Fast convergence - MPLS
Introduction
What do we mean by network convergence?
Convergence
Routing convergence is the transition from a routing AND forwarding state to another state.
Convergence is typically triggered by a change in the topology, which can be either sudden, in the case of a failure, or planned, in the case of maintenance (hardware upgrades, firmware updates, config. changes).
Convergence is a distributed process, during which routers might have an inconsistent view of the network.
Why should we care?
Problem: inconsistency
Transiently inconsistent routing and forwarding state can lead to traffic loss.
These losses happen because:
- routers do not detect changes immediately and therefore forward traffic in a “blackhole”
- annoying
- the forwarding paths contain forwarding loops.
- VERY annoying
Not all transient states lead to traffic losses. In practice, operators are mainly concerned about retrieving connectivity, not avoiding transient states.
What composes the convergence time?
There are 4 main sources of convergence delay:
Scope | Order | Description | Time taken |
---|---|---|---|
local | 1 | detecting the failure | takes $O$(milliseconds) |
global | 2 | communicating the failure | takes $O$(milliseconds) |
global | 3 | recomputing forwarding state | takes $O$(milliseconds) |
global | 4 | updating forwarding state | takes $O$(# prefixes), can be very slow |
Do failures happen that frequently?
Yep… especially in large networks
Fast convergence in IP networks
Fast detection
Goals:
- Fast detection
- High accuracy
- Low overhead
Possible mechanisms:
- Rely on physical/link layer support
- Rely on “hello”/beacons
Rely on physical/link layer support
Some physical/link layers, such as optical layers, can detect failures through the loss of light, a carrier signal.
Example:
- Synchronous Optical Networking
- Synchronous Digital Hierarchy
- Dense Wavelength Division Multiplexing
Pros:
- As fast as you can get
- few milliseconds
- (Virtually) no overhead
Cons:
- Only works for some physical/link layers
- e.g., not in Ethernet
- Does not detect certain kinds of failures.
Rely on “hello”/beacons
The idea here is to have adjacent routers regularly exchange “hellos” and signal a failure whenever $k$ of them are missed in a row. By default, each routing protocol comes with its own hello-based protocol.
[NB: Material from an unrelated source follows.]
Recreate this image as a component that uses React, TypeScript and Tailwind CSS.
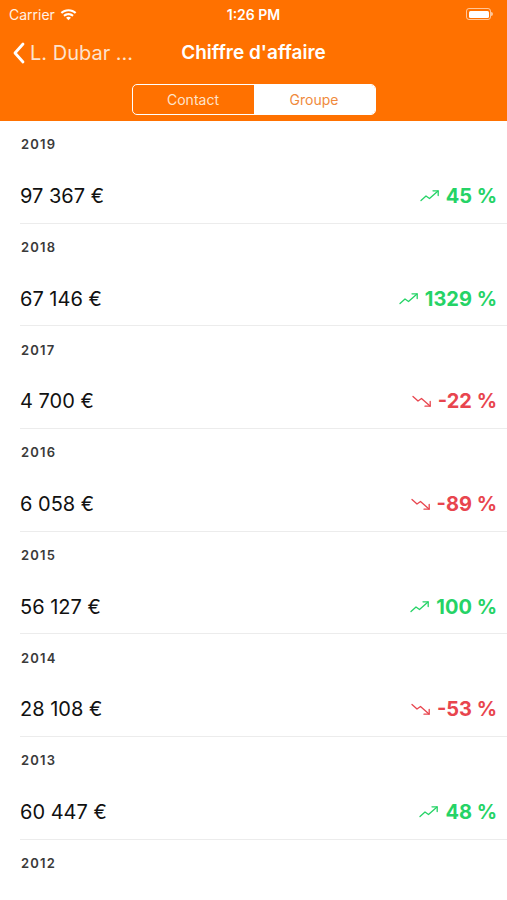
import React from 'react';

type Entry = { year: string; amount: string; pct: string; up: boolean };

const entries: Entry[] = [
  { year: '2019', amount: '97 367 €', pct: '45 %', up: true },
  { year: '2018', amount: '67 146 €', pct: '1329 %', up: true },
  { year: '2017', amount: '4 700 €', pct: '-22 %', up: false },
  { year: '2016', amount: '6 058 €', pct: '-89 %', up: false },
  { year: '2015', amount: '56 127 €', pct: '100 %', up: true },
  { year: '2014', amount: '28 108 €', pct: '-53 %', up: false },
  { year: '2013', amount: '60 447 €', pct: '48 %', up: true },
];

function TrendIcon({ up }: { up: boolean }) {
  if (up) {
    return (
      <svg width="20" height="14" viewBox="0 0 20 14" fill="none" stroke="currentColor" strokeWidth="1.3" strokeLinecap="round" strokeLinejoin="round">
        <path d="M1 11.5 L6 7 L9.5 9.5 L18 2" />
        <path d="M13 1.8 L18.2 1.8 L18.2 6.5" />
      </svg>
    );
  }
  return (
    <svg width="20" height="14" viewBox="0 0 20 14" fill="none" stroke="currentColor" strokeWidth="1.3" strokeLinecap="round" strokeLinejoin="round">
      <path d="M1 2.5 L6 7 L9.5 4.5 L18 12" />
      <path d="M13 12.2 L18.2 12.2 L18.2 7.5" />
    </svg>
  );
}

function Wifi() {
  return (
    <svg width="17" height="13" viewBox="0 0 16 12" fill="white">
      <path d="M8 1C5.1 1 2.5 2.1 0.6 3.9L2 5.4C3.6 3.9 5.7 3 8 3s4.4 0.9 6 2.4l1.4-1.5C13.5 2.1 10.9 1 8 1z" />
      <path d="M8 4.6c-1.9 0-3.6 0.7-4.9 1.9l1.4 1.5C5.4 7.1 6.6 6.6 8 6.6s2.6 0.5 3.5 1.4l1.4-1.5C11.6 5.3 9.9 4.6 8 4.6z" />
      <path d="M8 8.2c-0.9 0-1.7 0.3-2.3 0.9L8 11.5l2.3-2.4C9.7 8.5 8.9 8.2 8 8.2z" />
    </svg>
  );
}

export default function App() {
  return (
    <div className="w-[507px] h-[900px] overflow-hidden bg-white" style={{ fontFamily: 'Inter, "Liberation Sans", sans-serif' }}>
      <div className="bg-[#ff7100] h-[121px] flex flex-col">
        {/* status bar */}
        <div className="h-[28px] flex items-center justify-between px-[9px] text-white text-[14px]">
          <div className="flex items-center gap-[5px] w-[120px]">
            <span className="opacity-90">Carrier</span>
            <Wifi />
          </div>
          <span className="font-semibold">1:26 PM</span>
          <div className="w-[120px] flex justify-end pr-[5px]">
            <div className="flex items-center">
              <div className="w-[25px] h-[12px] rounded-[3px] border border-white/60 p-[1.5px]">
                <div className="w-full h-full bg-white rounded-[1.5px]" />
              </div>
              <div className="w-[1.5px] h-[4px] bg-white/60 rounded-r-sm" />
            </div>
          </div>
        </div>
        {/* nav bar */}
        <div className="h-[48px] flex items-center relative text-white pt-[2px]">
          <div className="flex items-center pl-[12px] gap-[4px]">
            <svg width="14" height="22" viewBox="0 0 14 22" fill="none" stroke="white" strokeWidth="2.8" strokeLinecap="round" strokeLinejoin="round">
              <path d="M11 2 L3 11 L11 20" />
            </svg>
            <span className="text-[20px] text-[#fde3cc]">L. Dubar ...</span>
          </div>
          <span className="absolute left-0 right-0 text-center text-[19px] font-semibold pointer-events-none">Chiffre d'affaire</span>
        </div>
        {/* segmented control */}
        <div className="flex justify-center mt-[8px]">
          <div className="w-[244px] h-[31px] border border-white rounded-[5px] flex overflow-hidden text-[14px]">
            <div className="flex-1 flex items-center justify-center text-[#fde3cc]">Contact</div>
            <div className="flex-1 flex items-center justify-center bg-white text-[#f08a3c]">Groupe</div>
          </div>
        </div>
      </div>

      <div className="flex flex-col">
        {entries.map((e) => (
          <div key={e.year} className="flex flex-col h-[102.7px]">
            <div className="h-[48px] flex items-center pl-[21px] text-[13px] font-semibold tracking-[1.2px] text-[#3a3a3a]">{e.year}</div>
            <div className="flex-1 ml-[20px] flex items-center justify-between pr-[10px] border-b border-[#ececec]">
              <span className="text-[20px] text-[#111]">{e.amount}</span>
              <div className={`flex items-center gap-[6px] ${e.up ? 'text-[#25d366]' : 'text-[#e8454e]'}`}>
                <TrendIcon up={e.up} />
                <span className="text-[20px] font-bold">{e.pct}</span>
              </div>
            </div>
          </div>
        ))}
        <div className="h-[48px] flex items-center pl-[21px] text-[13px] font-semibold tracking-[1.2px] text-[#3a3a3a]">2012</div>
      </div>
    </div>
  );
}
Each one allows the operator to configure:
- the frequency at which hellos are generated
hello interval
- the interval after which, not receiving a single hello, the protocol declares the peer dead
dead interval
Pros:
- Works on any router platform
- Detects a wider range of failures because it actually tests the forwarding path.
Cons:
- SLOW
- HUGE overhead
- To decrease the detection time, one has to stress the control plane a lot.
- This is incredibly wasteful as each protocol is basically doing the same thing without exchanging any info.
Bidirectional Forwarding Detection (BFD)
The modern way to solve these two problems is to rely on ONE protocol-agnostic hello-based service that can directly run on hardware. This service is known as Bidirectional Forwarding Detection.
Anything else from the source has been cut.